Seriously, given the severity of the coronavirus and how it is impacting us in the form of fear and inconvenience, those things that bothered us before the outbreak that began in Wuhan, China, in December—not even three months ago—don’t seem so bad after all. Coronavirus has put a lot into perspective.
The outbreak began shortly before December 31, 2019, when China reported several cases of severe pneumonia in Wuhan. On January 20, the first case in the United States was confirmed. According to the World Health Organization, there are more than 209,800 confirmed cases and over 8,700 deaths as of March 20—its most recent situation report at the time of writing. The situation is scary. This isn’t just our country, states and local communities in the U.S. The entire world is being impacted.
Even with all this “scary stuff” happening around us, I’ve noticed some good things happening as well. Sure, I’ve noticed frustrated, angry people acting out, but I’ve seen more good than bad. Some people are really stepping up. In addition to something seemingly as small as washing their hands more often, some people are stepping up in a big way and helping those less fortunate. They are donating food and time to those in need. It is refreshing to see many people thinking beyond themselves.
When times get bad, often there is something good that comes out of it. When we finally return to normal—if there ever was and will ever be such a thing—I believe we will be in a better place. We’ll be more appreciative of what we have. We may not sweat the “small stuff” the way we did before all this happened. Some may remember that after 9/11 the change in people was noticeable. In the U.S. (and many places abroad), we came together to help and support each other. We became a little more patriotic and appreciative of the armed forces that protect our great nation. At least for a short while, we felt good about what we had because we realized how quickly we could lose it all.

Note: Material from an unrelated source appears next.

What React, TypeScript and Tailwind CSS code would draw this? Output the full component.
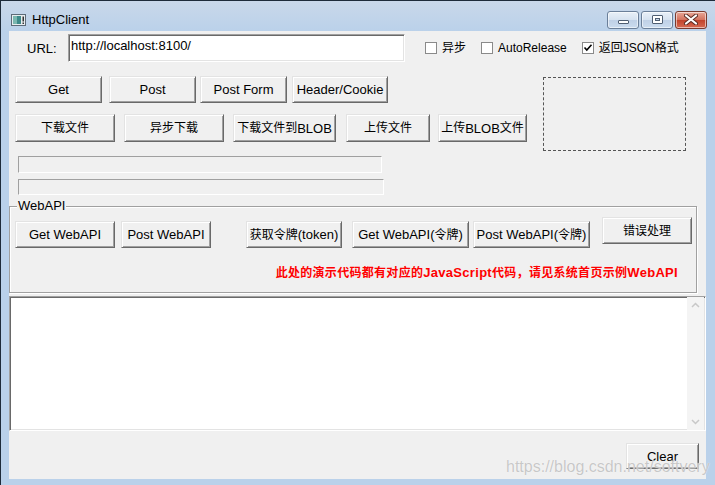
import React from "react";

const CJK = /([\u3000-\u9fff\uff00-\uffef]+)/;

function Txt({ s }: { s: string }) {
  return (
    <>
      {s.split(CJK).map((p, i) =>
        CJK.test(p) ? (
          <span key={i} className="text-[12px]">
            {p}
          </span>
        ) : (
          <React.Fragment key={i}>{p}</React.Fragment>
        )
      )}
    </>
  );
}

function Btn({
  label,
  w,
  h = 27,
  className = "",
}: {
  label: string;
  w: string;
  h?: number;
  className?: string;
}) {
  return (
    <button
      className={`${w} ${
        h === 28 ? "h-[28px]" : h === 26 ? "h-[26px]" : "h-[27px]"
      } shrink-0 bg-[#f0f0f0] border border-t-[#e3e3e3] border-l-[#e3e3e3] border-r-[#696969] border-b-[#696969] shadow-[inset_1px_1px_0_#ffffff,inset_-1px_-1px_0_#a0a0a0] text-[13px] leading-none text-black flex items-center justify-center whitespace-nowrap ${className}`}
    >
      <Txt s={label} />
    </button>
  );
}

function Check({ label, checked, className = "" }: { label: string; checked?: boolean; className?: string }) {
  return (
    <div className={`flex items-center ${className}`}>
      <div className="w-[12px] h-[12px] bg-white border border-[#8a8a8a] flex items-center justify-center">
        {checked && (
          <svg width="10" height="10" viewBox="0 0 10 10">
            <polyline points="1.5,4.5 3.8,7 8.5,1.8" fill="none" stroke="#000" strokeWidth="1.6" />
          </svg>
        )}
      </div>
      <span className="ml-[5px] text-[12px] leading-none">
        <Txt s={label} />
      </span>
    </div>
  );
}

function TitleBtn({ kind }: { kind: "min" | "max" | "close" }) {
  const isClose = kind === "close";
  return (
    <div
      className={`w-[32px] h-[18px] rounded-[3px] border flex items-center justify-center shadow-[inset_0_0_0_1px_rgba(255,255,255,0.55)] ${
        isClose
          ? "border-[#7a3a2e] bg-[linear-gradient(#e8a898,#d3705c_50%,#c2432b_51%,#d66a52)]"
          : "border-[#6b7f99] bg-[linear-gradient(#e9f0f8,#d6e2f0_50%,#bfd0e6_51%,#cbdcef)]"
      }`}
    >
      {kind === "min" && (
        <div className="w-[11px] h-[4px] mt-[5px] bg-white border border-[#4f5e72] rounded-[1px]" />
      )}
      {kind === "max" && (
        <div className="w-[11px] h-[9px] bg-white border border-[#4f5e72] rounded-[1px] flex items-center justify-center">
          <div className="w-[5px] h-[3px] bg-[#c8d6e8] border border-[#4f5e72]" />
        </div>
      )}
      {kind === "close" && (
        <svg width="14" height="11" viewBox="0 0 14 11">
          <path d="M2 1.5 L12 9.5 M12 1.5 L2 9.5" stroke="#5a2a22" strokeWidth="4" strokeLinecap="round" />
          <path d="M2 1.5 L12 9.5 M12 1.5 L2 9.5" stroke="#ffffff" strokeWidth="2.2" strokeLinecap="round" />
        </svg>
      )}
    </div>
  );
}

export default function App() {
  return (
    <div
      className="relative w-[715px] h-[485px] overflow-hidden bg-[#bad1ea] border-t border-l border-[#1e2b3a] text-black"
      style={{ fontFamily: '"Liberation Sans", "Noto Sans CJK SC", sans-serif' }}
    >
      {/* Title bar */}
      <div className="h-[30px] flex items-center bg-[linear-gradient(#c9d8ea,#bad1ea)]">
        <svg width="15" height="12" viewBox="0 0 15 12" className="ml-[10px] mt-[7px]">
          <rect x="0.5" y="0.5" width="14" height="11" fill="#e8ecef" stroke="#5d6b78" />
          <rect x="2" y="2" width="8" height="8" fill="#3e8a8a" />
          <rect x="2" y="2" width="4" height="8" fill="#7ab7b0" />
          <rect x="11.5" y="2.5" width="1.5" height="5" fill="#333" />
          <rect x="11.5" y="8.5" width="1.5" height="1.5" fill="#333" />
        </svg>
        <span className="ml-[6px] mt-[6px] text-[13px] leading-none">HttpClient</span>
        <div className="ml-auto mr-[8px] mt-[7px] flex gap-[2px]">
          <TitleBtn kind="min" />
          <TitleBtn kind="max" />
          <TitleBtn kind="close" />
        </div>
      </div>

      {/* Client area */}
      <div className="ml-[8px] w-[697px] h-[448px] bg-[#f0f0f0] flex flex-col">
        {/* URL row */}
        <div className="mt-[3px] h-[28px] flex items-center">
          <span className="pl-[18px] w-[59px] text-[13px] leading-none">URL:</span>
          <div className="w-[337px] h-[28px] bg-white border border-t-[#a0a0a0] border-l-[#a0a0a0] border-r-[#ffffff] border-b-[#ffffff] shadow-[inset_1px_1px_0_#696969,inset_-1px_-1px_0_#e3e3e3] px-[2px] pt-[3px] text-[13px] leading-[15px]">
            http://localhost:8100/
          </div>
          <Check label="异步" className="ml-[20px]" />
          <Check label="AutoRelease" className="ml-[15px]" />
          <Check label="返回JSON格式" checked className="ml-[15px]" />
        </div>

        {/* Buttons + dashed box */}
        <div className="mt-[14px] flex">
          <div className="w-[534px] flex flex-col">
            <div className="flex pl-[6px]">
              <Btn label="Get" w="w-[87px]" />
              <Btn label="Post" w="w-[87px]" className="ml-[7px]" />
              <Btn label="Post Form" w="w-[87px]" className="ml-[4px]" />
              <Btn label="Header/Cookie" w="w-[96px]" className="ml-[5px]" />
            </div>
            <div className="flex pl-[6px] mt-[11px]">
              <Btn label="下载文件" w="w-[100px]" h={28} />
              <Btn label="异步下载" w="w-[100px]" h={28} className="ml-[9px]" />
              <Btn label="下载文件到BLOB" w="w-[103px]" h={28} className="ml-[9px]" />
              <Btn label="上传文件" w="w-[84px]" h={28} className="ml-[10px]" />
              <Btn label="上传BLOB文件" w="w-[89px]" h={28} className="ml-[8px]" />
            </div>
            <div className="ml-[9px] mt-[14px] w-[364px] h-[17px] border border-t-[#a0a0a0] border-l-[#a0a0a0] border-r-white border-b-white" />
            <div className="ml-[9px] mt-[6px] w-[366px] h-[16px] border border-t-[#a0a0a0] border-l-[#a0a0a0] border-r-white border-b-white" />
          </div>
          <div className="mt-[1px] w-[143px] h-[74px] border border-dashed border-[#555555]" />
        </div>

        {/* WebAPI group */}
        <div className="relative mt-[11px] w-[688px] h-[87px] border border-[#a0a0a0] shadow-[inset_1px_1px_0_#ffffff,1px_1px_0_#ffffff]">
          <span className="absolute -top-[9px] left-[7px] px-[1px] bg-[#f0f0f0] text-[13px] leading-[16px]">
            WebAPI
          </span>
          <div className="flex items-start pt-[10px] pl-[5px]">
            <Btn label="Get WebAPI" w="w-[100px]" className="mt-[4px]" />
            <Btn label="Post WebAPI" w="w-[90px]" className="mt-[4px] ml-[6px]" />
            <Btn label="获取令牌(token)" w="w-[96px]" className="mt-[4px] ml-[35px]" />
            <Btn label="Get WebAPI(令牌)" w="w-[117px]" className="mt-[4px] ml-[10px]" />
            <Btn label="Post WebAPI(令牌)" w="w-[117px]" className="mt-[4px] ml-[4px]" />
            <Btn label="错误处理" w="w-[90px]" className="ml-[12px]" />
          </div>
          <div className="mt-[17px] pr-[18px] text-right text-[13px] leading-[16px] font-bold tracking-[0.3px] text-[#ff0000]">
            <Txt s="此处的演示代码都有对应的JavaScript代码，请见系统首页示例WebAPI" />
          </div>
        </div>

        {/* Output textarea */}
        <div className="mt-[3px] w-[697px] h-[135px] bg-white border border-t-[#a0a0a0] border-l-[#a0a0a0] border-r-white border-b-white shadow-[inset_1px_1px_0_#696969,inset_-1px_-1px_0_#e3e3e3] flex justify-end">
          <div className="w-[17px] h-full mr-[1px] bg-[#f4f4f4] flex flex-col items-center justify-between py-[5px]">
            <svg width="9" height="6" viewBox="0 0 9 6">
              <polyline points="1,5 4.5,1.5 8,5" fill="none" stroke="#c8c8c8" strokeWidth="1.5" />
            </svg>
            <svg width="9" height="6" viewBox="0 0 9 6">
              <polyline points="1,1 4.5,4.5 8,1" fill="none" stroke="#c8c8c8" strokeWidth="1.5" />
            </svg>
          </div>
        </div>

        <div className="mt-[12px] flex justify-end pr-[7px]">
          <Btn label="Clear" w="w-[73px]" h={26} />
        </div>
      </div>

      {/* Watermark */}
      <span className="absolute left-[505px] top-[456px] text-[16px] leading-[20px] text-[rgba(190,190,190,0.85)] [text-shadow:0_0_1px_#ffffff] whitespace-nowrap">
        https://blog.csdn.net/softvery
      </span>
    </div>
  );
}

While 9/11 and the coronavirus crisis are different, we will experience some of the same behaviors. At least for the short-term and maybe longer, most people will be more tolerant of others and the “little things” that frustrated them in the past. Many of you have likely already experienced disruptions in your daily routines—which may be frustrating in themselves. Some of you may be reading this from home instead of from your office. You may have tried to do your routine grocery shopping, only to find the shelves empty. Perhaps you tried to go to the gym or out to a restaurant, only to find those establishments temporarily closed.
It doesn’t matter how—everyone is being affected by it. Instead of panicking, ask yourself how you can adapt for the better. In the end, we may walk away with a different perspective. We’ll get along better with others. We’ll realize that at the end of the day, life is pretty good—even if it isn’t perfect.